Protesters shows support to the victims of sectarian violence in Dahshur

Police control Dahshur village after violent clashes on 1 August in Dahshur village. AFP PHOTO / TAREK EL GABBAS
Police control Dahshur village after violent clashes on 1 August in Dahshur village. AFP PHOTO / TAREK EL GABBAS

Hundreds of protesters gathered at Egypt’s Supreme Court in downtown Cairo on Monday in support of victims of sectarianism in the Giza village of Dahshur. While many of the Christian residents have returned to their homes following clashes at the end of July, some families have refused to return to the village.

Protesters chanted, “Egypt will remain civil, not sectarian or military,” and “Muslims or Christians, no discrimination based on religion.”

The protesters also demanded the prosecution of security officials that were both slow to react, and failed to prevent the fleeing of families from Dahshur.

Last week the Giza Governorate called for the secure return of Christian families who had fled after a fight between a Muslim and a Christian escalated to sectarian clashes.

A reconciliation committee assembled by the government at the request of President Mohamed Morsy determined to distribute EGP 10,000 each to 52 Christian families and Christian-owned businesses which were targets of vandalism during and following the violence in Dahshur. They also allocated EGP one million intended to rebuild the village and provide public goods to its residents.

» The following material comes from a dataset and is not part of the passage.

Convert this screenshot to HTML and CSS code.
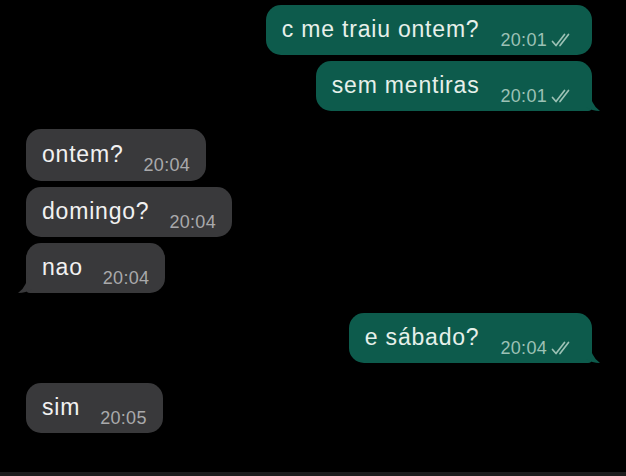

“Ten thousand per family is much too small an amount,” said Mina Magdy, Spokesman for the Maspero Youth Union and the head of its political committee. The Maspero Youth Union, with the help of the Revolutionary Socialists, helped organise Monday’s protest and has participated in previous ones relating to the Dahshur incident. He added, “we estimate the damage done to homes and local businesses to be roughly EGP 30 million,” an amount far larger than the EGP 520,000 allocated by the government for compensation.

Magdy also noted that not all of the roughly 120 families have returned to the village, and some refuse to ever go back from fear of ongoing tension and a lack of faith that police can ensure a peaceful return.

“This isn’t the first time something like this happens,” said Magdy in reference to sectarianism that the police has failed to curtail, “but we’ll give the government a chance to respond to our demands.”